* Task goal:
Scan the lines below; pull out those with "this".

* Source data:
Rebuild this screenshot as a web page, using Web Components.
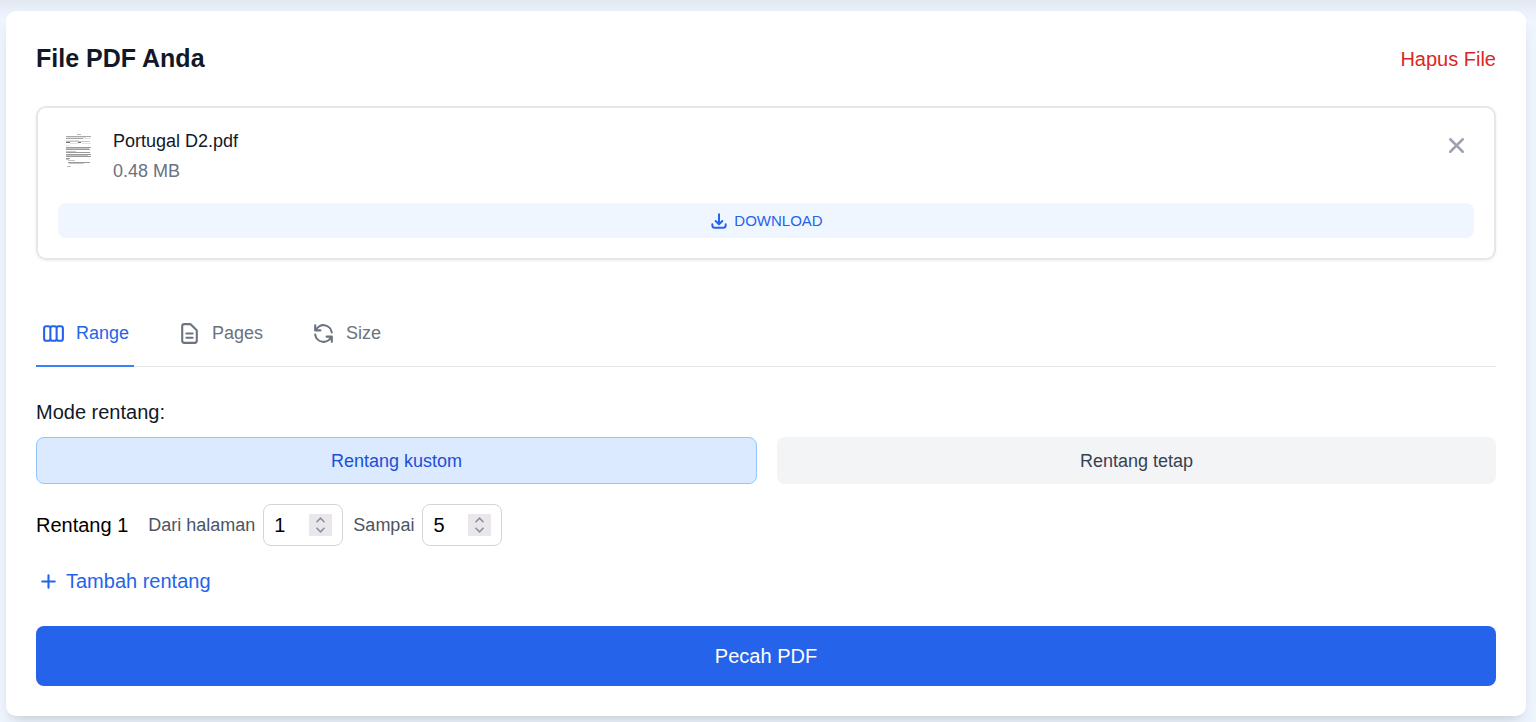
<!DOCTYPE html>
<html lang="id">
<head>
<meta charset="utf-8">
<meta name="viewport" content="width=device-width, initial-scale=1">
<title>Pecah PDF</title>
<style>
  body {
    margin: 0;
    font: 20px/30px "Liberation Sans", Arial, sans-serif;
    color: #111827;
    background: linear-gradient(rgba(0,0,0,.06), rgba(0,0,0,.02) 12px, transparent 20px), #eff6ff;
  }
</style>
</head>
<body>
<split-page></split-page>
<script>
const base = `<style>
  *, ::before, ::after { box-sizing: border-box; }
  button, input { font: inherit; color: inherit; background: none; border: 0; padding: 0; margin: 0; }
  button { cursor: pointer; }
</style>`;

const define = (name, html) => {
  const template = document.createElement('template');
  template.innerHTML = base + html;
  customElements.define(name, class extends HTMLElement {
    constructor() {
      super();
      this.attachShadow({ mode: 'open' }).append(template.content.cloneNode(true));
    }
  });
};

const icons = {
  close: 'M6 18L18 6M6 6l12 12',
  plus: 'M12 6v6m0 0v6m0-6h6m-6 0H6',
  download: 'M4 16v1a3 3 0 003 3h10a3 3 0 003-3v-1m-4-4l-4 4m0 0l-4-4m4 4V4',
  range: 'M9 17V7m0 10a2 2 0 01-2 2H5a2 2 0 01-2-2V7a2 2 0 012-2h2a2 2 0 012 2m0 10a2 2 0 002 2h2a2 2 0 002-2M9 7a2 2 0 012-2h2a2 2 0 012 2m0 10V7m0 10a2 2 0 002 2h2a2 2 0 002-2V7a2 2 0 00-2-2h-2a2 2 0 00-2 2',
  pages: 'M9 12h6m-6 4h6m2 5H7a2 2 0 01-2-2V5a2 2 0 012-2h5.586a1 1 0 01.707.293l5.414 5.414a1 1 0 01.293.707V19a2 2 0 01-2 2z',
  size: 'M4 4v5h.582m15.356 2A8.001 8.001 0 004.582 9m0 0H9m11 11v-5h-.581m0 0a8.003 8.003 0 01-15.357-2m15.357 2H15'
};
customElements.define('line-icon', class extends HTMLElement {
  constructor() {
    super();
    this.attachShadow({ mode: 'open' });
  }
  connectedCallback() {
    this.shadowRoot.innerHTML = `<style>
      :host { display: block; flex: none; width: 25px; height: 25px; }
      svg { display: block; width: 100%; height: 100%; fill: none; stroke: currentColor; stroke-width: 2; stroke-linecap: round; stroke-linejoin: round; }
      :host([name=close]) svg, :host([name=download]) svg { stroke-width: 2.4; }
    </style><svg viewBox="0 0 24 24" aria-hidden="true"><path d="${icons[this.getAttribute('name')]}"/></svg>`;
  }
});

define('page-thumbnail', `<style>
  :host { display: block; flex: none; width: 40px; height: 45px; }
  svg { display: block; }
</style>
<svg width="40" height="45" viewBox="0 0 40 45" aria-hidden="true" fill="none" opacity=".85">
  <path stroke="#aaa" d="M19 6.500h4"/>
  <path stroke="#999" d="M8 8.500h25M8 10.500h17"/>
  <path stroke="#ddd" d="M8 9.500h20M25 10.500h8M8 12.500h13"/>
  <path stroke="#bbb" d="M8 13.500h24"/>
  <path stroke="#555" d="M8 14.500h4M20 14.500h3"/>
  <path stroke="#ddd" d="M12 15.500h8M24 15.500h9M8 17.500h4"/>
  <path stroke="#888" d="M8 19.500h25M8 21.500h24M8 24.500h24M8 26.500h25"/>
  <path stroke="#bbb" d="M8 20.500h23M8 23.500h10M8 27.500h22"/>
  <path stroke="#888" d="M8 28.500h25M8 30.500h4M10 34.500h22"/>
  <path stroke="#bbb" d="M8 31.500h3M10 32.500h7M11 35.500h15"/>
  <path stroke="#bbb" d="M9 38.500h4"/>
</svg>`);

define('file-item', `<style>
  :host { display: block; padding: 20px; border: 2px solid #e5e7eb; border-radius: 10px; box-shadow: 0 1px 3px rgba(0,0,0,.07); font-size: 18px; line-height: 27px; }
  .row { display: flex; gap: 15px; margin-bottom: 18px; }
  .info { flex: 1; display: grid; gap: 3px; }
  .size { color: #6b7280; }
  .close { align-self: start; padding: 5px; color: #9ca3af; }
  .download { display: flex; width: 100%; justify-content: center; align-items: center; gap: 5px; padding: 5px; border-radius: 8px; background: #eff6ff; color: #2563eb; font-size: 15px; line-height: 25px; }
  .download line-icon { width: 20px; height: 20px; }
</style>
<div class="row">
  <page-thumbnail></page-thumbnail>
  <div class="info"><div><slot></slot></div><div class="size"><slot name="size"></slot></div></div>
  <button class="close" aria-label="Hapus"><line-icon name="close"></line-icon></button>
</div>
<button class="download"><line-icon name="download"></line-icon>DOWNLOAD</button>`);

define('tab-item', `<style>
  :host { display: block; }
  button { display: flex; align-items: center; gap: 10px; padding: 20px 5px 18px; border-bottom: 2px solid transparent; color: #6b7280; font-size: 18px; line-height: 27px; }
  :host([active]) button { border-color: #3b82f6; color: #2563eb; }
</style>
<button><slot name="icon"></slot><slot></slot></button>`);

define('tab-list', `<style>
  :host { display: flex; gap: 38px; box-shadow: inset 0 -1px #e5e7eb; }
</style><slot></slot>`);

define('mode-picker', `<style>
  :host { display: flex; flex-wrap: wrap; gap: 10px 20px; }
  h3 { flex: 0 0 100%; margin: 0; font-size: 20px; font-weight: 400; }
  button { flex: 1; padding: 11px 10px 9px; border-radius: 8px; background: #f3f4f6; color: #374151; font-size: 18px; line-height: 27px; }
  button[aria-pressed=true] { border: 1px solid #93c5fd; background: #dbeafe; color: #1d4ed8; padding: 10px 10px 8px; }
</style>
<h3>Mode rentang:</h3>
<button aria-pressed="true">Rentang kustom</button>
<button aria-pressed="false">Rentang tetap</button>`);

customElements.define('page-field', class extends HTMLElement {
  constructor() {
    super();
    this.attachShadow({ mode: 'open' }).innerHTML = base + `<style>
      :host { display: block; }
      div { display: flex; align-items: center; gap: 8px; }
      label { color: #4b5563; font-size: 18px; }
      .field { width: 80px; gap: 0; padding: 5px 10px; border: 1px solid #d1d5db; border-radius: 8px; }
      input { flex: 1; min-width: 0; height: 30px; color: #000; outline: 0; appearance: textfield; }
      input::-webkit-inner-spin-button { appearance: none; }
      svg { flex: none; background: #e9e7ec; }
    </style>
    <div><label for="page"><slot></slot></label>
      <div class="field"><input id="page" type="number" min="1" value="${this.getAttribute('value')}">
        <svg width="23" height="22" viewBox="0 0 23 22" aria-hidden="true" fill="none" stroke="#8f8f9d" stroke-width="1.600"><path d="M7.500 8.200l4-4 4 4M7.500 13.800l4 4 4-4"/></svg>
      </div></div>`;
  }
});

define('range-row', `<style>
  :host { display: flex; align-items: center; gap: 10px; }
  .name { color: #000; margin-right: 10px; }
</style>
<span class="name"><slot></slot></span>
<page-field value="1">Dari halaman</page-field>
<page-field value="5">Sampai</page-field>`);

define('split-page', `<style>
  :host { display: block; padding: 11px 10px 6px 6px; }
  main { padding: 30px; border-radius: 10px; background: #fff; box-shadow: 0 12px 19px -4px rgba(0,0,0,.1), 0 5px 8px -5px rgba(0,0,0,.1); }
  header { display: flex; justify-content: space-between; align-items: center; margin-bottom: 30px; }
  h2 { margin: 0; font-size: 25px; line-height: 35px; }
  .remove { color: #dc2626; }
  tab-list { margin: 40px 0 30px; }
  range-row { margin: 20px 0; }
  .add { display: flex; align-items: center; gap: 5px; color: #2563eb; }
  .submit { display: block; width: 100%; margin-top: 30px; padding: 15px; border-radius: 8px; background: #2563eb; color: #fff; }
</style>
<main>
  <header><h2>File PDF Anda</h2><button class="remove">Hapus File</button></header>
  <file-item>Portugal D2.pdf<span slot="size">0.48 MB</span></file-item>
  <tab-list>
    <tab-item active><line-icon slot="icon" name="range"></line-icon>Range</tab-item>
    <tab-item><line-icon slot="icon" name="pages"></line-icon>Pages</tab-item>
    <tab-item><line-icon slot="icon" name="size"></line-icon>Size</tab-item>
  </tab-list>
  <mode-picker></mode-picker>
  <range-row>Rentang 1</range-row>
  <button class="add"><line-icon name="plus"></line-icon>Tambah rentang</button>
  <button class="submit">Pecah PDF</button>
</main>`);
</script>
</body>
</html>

* Solution:
Rebuild this screenshot as a web page, using Web Components.
      this.attachShadow({ mode: 'open' }).append(template.content.cloneNode(true));
    this.attachShadow({ mode: 'open' });
    this.shadowRoot.innerHTML = `<style>
    </style><svg viewBox="0 0 24 24" aria-hidden="true"><path d="${icons[this.getAttribute('name')]}"/></svg>`;
    this.attachShadow({ mode: 'open' }).innerHTML = base + `<style>
      <div class="field"><input id="page" type="number" min="1" value="${this.getAttribute('value')}">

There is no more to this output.